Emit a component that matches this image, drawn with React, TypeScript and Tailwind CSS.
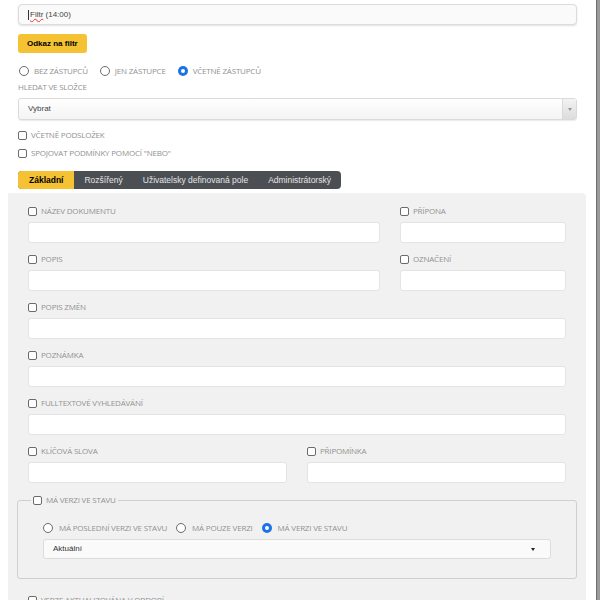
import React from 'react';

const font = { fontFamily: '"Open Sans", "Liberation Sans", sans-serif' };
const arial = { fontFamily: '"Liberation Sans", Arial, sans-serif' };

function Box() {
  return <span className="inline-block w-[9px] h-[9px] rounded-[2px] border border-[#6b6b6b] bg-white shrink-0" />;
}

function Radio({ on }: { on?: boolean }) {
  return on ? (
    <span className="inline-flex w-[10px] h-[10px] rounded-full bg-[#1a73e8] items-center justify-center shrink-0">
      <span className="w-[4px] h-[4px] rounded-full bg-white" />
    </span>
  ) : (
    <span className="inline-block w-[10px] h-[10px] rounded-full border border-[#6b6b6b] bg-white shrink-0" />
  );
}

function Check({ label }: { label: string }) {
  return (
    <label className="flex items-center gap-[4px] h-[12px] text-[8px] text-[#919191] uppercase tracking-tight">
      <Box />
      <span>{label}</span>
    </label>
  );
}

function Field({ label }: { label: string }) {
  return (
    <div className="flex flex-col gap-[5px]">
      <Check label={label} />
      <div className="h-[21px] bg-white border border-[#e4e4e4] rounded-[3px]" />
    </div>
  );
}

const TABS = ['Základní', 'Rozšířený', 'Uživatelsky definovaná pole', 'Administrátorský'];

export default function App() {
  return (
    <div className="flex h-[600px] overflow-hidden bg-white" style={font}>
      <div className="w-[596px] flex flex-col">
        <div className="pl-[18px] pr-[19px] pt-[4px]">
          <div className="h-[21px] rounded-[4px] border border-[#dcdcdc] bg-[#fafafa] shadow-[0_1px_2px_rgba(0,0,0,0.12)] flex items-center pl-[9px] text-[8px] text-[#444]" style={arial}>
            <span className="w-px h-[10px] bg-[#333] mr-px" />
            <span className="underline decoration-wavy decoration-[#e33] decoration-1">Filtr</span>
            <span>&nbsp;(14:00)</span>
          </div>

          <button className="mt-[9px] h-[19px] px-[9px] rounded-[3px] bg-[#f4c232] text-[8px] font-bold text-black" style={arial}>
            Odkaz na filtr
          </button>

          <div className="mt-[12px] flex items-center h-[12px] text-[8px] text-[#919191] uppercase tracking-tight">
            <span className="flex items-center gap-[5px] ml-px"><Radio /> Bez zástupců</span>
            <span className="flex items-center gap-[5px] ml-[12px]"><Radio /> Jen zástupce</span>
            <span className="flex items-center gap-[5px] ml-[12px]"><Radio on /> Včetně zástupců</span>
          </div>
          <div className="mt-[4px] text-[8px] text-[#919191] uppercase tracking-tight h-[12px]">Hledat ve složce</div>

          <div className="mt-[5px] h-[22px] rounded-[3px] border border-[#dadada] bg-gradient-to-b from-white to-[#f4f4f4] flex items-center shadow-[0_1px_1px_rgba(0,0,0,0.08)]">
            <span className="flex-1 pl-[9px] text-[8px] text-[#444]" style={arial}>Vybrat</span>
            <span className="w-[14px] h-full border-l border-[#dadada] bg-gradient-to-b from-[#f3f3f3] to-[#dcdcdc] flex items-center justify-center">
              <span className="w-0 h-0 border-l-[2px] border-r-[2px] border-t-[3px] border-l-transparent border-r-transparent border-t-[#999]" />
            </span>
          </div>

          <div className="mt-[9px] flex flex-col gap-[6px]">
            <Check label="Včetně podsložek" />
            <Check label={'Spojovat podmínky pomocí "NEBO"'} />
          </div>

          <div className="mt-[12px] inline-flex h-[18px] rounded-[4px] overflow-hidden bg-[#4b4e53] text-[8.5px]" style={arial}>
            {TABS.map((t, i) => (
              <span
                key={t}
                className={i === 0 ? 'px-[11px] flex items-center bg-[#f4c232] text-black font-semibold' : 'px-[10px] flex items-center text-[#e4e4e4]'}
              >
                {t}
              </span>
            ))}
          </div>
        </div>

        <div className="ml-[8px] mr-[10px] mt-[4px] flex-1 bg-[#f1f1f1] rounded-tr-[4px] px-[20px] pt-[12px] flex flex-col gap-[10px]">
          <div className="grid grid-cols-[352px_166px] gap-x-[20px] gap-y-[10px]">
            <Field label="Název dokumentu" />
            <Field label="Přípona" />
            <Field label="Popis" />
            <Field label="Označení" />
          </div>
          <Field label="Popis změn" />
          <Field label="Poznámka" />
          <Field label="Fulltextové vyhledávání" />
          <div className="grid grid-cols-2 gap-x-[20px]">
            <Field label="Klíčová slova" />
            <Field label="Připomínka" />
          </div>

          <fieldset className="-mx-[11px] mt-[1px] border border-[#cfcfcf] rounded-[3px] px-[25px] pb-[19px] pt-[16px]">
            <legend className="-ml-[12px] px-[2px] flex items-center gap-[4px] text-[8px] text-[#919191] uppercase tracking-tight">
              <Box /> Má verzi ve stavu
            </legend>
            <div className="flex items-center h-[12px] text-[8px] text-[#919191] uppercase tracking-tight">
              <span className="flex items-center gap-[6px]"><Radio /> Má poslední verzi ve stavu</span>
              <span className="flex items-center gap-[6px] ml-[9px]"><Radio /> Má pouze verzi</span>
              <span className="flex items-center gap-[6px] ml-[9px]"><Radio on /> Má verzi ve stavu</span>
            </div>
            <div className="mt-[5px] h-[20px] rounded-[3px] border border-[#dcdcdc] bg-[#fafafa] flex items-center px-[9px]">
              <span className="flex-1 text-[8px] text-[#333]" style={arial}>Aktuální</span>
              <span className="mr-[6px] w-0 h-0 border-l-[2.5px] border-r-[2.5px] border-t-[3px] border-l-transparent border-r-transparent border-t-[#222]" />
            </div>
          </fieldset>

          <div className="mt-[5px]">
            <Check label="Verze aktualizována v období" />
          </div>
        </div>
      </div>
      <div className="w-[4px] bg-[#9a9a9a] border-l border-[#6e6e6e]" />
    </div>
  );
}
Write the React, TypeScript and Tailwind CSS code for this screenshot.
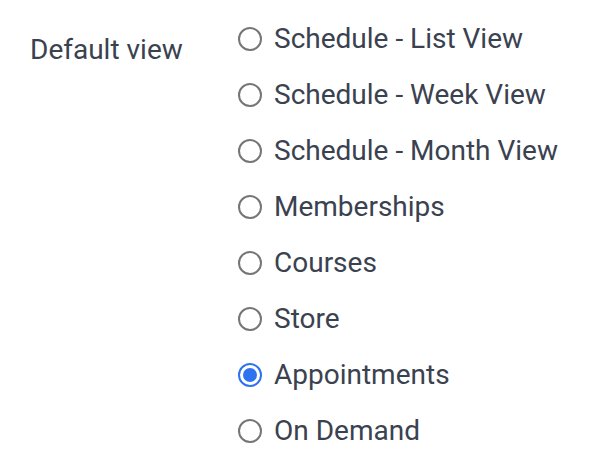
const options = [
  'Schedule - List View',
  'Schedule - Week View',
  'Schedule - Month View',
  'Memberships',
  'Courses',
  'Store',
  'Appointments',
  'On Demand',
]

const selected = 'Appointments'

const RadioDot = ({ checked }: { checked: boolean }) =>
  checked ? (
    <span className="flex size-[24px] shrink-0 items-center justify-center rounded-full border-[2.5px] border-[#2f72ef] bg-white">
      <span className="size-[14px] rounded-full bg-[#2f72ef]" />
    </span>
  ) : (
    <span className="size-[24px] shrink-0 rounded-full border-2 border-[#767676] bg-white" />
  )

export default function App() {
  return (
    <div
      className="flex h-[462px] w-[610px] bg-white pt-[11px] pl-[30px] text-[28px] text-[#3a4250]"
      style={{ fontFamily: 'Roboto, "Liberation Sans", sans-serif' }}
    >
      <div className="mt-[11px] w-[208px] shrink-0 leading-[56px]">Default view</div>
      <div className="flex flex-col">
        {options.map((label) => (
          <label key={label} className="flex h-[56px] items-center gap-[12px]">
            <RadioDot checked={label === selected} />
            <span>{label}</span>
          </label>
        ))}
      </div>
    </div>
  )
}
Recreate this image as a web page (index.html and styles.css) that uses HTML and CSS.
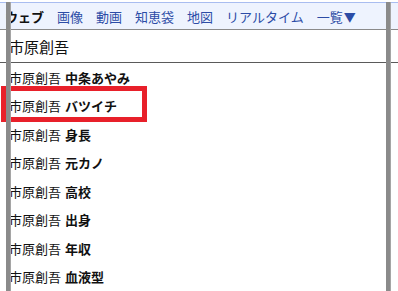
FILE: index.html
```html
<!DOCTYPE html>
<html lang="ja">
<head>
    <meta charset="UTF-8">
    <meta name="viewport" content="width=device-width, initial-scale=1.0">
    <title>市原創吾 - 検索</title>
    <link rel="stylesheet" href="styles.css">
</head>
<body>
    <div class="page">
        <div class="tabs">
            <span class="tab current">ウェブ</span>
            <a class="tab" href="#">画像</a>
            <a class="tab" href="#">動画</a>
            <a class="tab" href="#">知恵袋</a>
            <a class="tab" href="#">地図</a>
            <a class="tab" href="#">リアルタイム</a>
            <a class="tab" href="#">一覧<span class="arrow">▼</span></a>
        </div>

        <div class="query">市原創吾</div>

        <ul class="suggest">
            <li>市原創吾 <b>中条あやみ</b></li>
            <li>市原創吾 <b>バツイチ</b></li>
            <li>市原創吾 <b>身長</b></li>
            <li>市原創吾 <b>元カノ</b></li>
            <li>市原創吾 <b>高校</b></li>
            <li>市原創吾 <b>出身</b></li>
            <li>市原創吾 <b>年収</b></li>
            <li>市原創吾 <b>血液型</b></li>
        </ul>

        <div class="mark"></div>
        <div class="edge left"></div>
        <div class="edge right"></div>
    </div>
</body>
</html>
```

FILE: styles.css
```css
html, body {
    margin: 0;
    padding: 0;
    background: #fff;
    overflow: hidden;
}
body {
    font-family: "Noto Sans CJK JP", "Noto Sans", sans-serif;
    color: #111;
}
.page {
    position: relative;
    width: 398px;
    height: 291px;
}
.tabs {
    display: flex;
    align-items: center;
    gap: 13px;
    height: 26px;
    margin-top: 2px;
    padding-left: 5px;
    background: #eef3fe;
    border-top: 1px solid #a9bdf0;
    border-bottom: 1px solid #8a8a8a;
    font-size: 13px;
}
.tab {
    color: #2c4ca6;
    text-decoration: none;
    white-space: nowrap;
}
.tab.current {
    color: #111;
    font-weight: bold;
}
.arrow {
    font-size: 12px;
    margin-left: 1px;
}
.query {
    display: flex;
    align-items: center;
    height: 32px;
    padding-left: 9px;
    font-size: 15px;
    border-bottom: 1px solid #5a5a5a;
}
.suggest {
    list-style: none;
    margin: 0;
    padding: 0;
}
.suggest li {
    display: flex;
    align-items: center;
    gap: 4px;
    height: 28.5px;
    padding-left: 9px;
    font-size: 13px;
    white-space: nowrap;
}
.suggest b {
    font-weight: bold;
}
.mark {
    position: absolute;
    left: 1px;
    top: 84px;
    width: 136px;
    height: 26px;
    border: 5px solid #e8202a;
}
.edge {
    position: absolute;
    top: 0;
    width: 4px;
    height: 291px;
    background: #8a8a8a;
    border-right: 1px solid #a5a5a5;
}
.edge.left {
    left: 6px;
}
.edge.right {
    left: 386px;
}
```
++++
Find the lines above that contain the word "React" and collect them.

Emit a component that matches this image, drawn with React, TypeScript and Tailwind CSS.
import React from 'react';
Write the React, TypeScript and Tailwind CSS code for this screenshot.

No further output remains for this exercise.